» What the task asks
Return the listing below in full, with every line exactly as it is.

» Supplied material
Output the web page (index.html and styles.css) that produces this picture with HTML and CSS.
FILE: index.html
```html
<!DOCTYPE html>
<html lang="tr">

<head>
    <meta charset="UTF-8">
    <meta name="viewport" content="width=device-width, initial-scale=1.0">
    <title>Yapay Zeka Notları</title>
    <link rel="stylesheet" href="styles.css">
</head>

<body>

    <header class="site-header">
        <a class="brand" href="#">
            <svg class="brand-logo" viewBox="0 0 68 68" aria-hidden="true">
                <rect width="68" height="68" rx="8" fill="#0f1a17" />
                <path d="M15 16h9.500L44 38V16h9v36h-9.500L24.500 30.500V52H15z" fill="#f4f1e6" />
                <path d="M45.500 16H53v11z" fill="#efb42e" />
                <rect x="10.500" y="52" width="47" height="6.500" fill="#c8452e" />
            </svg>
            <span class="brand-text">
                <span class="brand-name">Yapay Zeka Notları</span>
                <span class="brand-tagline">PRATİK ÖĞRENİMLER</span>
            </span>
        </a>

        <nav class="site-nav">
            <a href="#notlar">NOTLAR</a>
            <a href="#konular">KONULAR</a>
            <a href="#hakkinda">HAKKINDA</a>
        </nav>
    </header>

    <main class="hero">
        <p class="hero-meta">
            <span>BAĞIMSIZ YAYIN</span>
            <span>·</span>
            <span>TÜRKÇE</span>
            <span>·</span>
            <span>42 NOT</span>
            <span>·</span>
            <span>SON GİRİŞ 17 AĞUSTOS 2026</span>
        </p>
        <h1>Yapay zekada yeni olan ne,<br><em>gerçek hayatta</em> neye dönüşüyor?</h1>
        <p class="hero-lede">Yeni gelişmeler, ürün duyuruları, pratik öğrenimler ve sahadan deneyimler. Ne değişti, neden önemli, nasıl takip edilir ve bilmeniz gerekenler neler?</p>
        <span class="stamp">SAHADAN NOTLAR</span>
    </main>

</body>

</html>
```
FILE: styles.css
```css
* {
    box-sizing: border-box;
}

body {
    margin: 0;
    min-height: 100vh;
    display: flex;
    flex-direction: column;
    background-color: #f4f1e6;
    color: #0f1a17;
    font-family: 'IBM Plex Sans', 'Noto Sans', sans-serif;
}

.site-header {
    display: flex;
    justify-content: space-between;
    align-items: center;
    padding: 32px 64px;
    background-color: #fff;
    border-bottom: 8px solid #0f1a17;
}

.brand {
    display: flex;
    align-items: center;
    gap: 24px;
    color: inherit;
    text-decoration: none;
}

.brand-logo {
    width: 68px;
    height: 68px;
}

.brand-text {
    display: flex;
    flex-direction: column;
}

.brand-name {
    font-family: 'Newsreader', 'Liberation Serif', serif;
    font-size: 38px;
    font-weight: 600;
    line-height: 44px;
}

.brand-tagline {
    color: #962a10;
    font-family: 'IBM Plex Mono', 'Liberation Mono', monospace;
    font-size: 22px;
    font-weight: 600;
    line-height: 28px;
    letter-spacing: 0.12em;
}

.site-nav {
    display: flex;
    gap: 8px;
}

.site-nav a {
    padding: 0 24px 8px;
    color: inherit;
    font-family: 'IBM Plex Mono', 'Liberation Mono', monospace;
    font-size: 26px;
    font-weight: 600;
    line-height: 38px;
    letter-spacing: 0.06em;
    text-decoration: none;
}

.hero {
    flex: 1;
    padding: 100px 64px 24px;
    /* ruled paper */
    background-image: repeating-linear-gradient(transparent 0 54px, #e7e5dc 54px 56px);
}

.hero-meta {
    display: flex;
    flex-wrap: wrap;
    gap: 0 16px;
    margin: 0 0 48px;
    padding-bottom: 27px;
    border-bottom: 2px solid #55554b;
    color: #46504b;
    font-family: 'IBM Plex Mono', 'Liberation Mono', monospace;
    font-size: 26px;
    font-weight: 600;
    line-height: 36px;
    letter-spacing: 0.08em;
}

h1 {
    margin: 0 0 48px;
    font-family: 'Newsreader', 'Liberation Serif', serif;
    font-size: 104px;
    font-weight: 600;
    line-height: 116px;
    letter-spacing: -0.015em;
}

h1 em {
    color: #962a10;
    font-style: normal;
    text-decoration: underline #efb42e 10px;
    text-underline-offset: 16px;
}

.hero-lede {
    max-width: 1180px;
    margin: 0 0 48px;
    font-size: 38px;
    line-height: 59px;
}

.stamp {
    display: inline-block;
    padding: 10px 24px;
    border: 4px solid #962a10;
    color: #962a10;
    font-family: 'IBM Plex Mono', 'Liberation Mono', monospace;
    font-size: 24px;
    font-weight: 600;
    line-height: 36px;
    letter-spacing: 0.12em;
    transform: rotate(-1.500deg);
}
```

» The solution
Output the web page (index.html and styles.css) that produces this picture with HTML and CSS.
FILE: index.html
```html
<!DOCTYPE html>
<html lang="tr">

<head>
    <meta charset="UTF-8">
    <meta name="viewport" content="width=device-width, initial-scale=1.0">
    <title>Yapay Zeka Notları</title>
    <link rel="stylesheet" href="styles.css">
</head>

<body>

    <header class="site-header">
        <a class="brand" href="#">
            <svg class="brand-logo" viewBox="0 0 68 68" aria-hidden="true">
                <rect width="68" height="68" rx="8" fill="#0f1a17" />
                <path d="M15 16h9.500L44 38V16h9v36h-9.500L24.500 30.500V52H15z" fill="#f4f1e6" />
                <path d="M45.500 16H53v11z" fill="#efb42e" />
                <rect x="10.500" y="52" width="47" height="6.500" fill="#c8452e" />
            </svg>
            <span class="brand-text">
                <span class="brand-name">Yapay Zeka Notları</span>
                <span class="brand-tagline">PRATİK ÖĞRENİMLER</span>
            </span>
        </a>

        <nav class="site-nav">
            <a href="#notlar">NOTLAR</a>
            <a href="#konular">KONULAR</a>
            <a href="#hakkinda">HAKKINDA</a>
        </nav>
    </header>

    <main class="hero">
        <p class="hero-meta">
            <span>BAĞIMSIZ YAYIN</span>
            <span>·</span>
            <span>TÜRKÇE</span>
            <span>·</span>
            <span>42 NOT</span>
            <span>·</span>
            <span>SON GİRİŞ 17 AĞUSTOS 2026</span>
        </p>
        <h1>Yapay zekada yeni olan ne,<br><em>gerçek hayatta</em> neye dönüşüyor?</h1>
        <p class="hero-lede">Yeni gelişmeler, ürün duyuruları, pratik öğrenimler ve sahadan deneyimler. Ne değişti, neden önemli, nasıl takip edilir ve bilmeniz gerekenler neler?</p>
        <span class="stamp">SAHADAN NOTLAR</span>
    </main>

</body>

</html>
```
FILE: styles.css
```css
* {
    box-sizing: border-box;
}

body {
    margin: 0;
    min-height: 100vh;
    display: flex;
    flex-direction: column;
    background-color: #f4f1e6;
    color: #0f1a17;
    font-family: 'IBM Plex Sans', 'Noto Sans', sans-serif;
}

.site-header {
    display: flex;
    justify-content: space-between;
    align-items: center;
    padding: 32px 64px;
    background-color: #fff;
    border-bottom: 8px solid #0f1a17;
}

.brand {
    display: flex;
    align-items: center;
    gap: 24px;
    color: inherit;
    text-decoration: none;
}

.brand-logo {
    width: 68px;
    height: 68px;
}

.brand-text {
    display: flex;
    flex-direction: column;
}

.brand-name {
    font-family: 'Newsreader', 'Liberation Serif', serif;
    font-size: 38px;
    font-weight: 600;
    line-height: 44px;
}

.brand-tagline {
    color: #962a10;
    font-family: 'IBM Plex Mono', 'Liberation Mono', monospace;
    font-size: 22px;
    font-weight: 600;
    line-height: 28px;
    letter-spacing: 0.12em;
}

.site-nav {
    display: flex;
    gap: 8px;
}

.site-nav a {
    padding: 0 24px 8px;
    color: inherit;
    font-family: 'IBM Plex Mono', 'Liberation Mono', monospace;
    font-size: 26px;
    font-weight: 600;
    line-height: 38px;
    letter-spacing: 0.06em;
    text-decoration: none;
}

.hero {
    flex: 1;
    padding: 100px 64px 24px;
    /* ruled paper */
    background-image: repeating-linear-gradient(transparent 0 54px, #e7e5dc 54px 56px);
}

.hero-meta {
    display: flex;
    flex-wrap: wrap;
    gap: 0 16px;
    margin: 0 0 48px;
    padding-bottom: 27px;
    border-bottom: 2px solid #55554b;
    color: #46504b;
    font-family: 'IBM Plex Mono', 'Liberation Mono', monospace;
    font-size: 26px;
    font-weight: 600;
    line-height: 36px;
    letter-spacing: 0.08em;
}

h1 {
    margin: 0 0 48px;
    font-family: 'Newsreader', 'Liberation Serif', serif;
    font-size: 104px;
    font-weight: 600;
    line-height: 116px;
    letter-spacing: -0.015em;
}

h1 em {
    color: #962a10;
    font-style: normal;
    text-decoration: underline #efb42e 10px;
    text-underline-offset: 16px;
}

.hero-lede {
    max-width: 1180px;
    margin: 0 0 48px;
    font-size: 38px;
    line-height: 59px;
}

.stamp {
    display: inline-block;
    padding: 10px 24px;
    border: 4px solid #962a10;
    color: #962a10;
    font-family: 'IBM Plex Mono', 'Liberation Mono', monospace;
    font-size: 24px;
    font-weight: 600;
    line-height: 36px;
    letter-spacing: 0.12em;
    transform: rotate(-1.500deg);
}
```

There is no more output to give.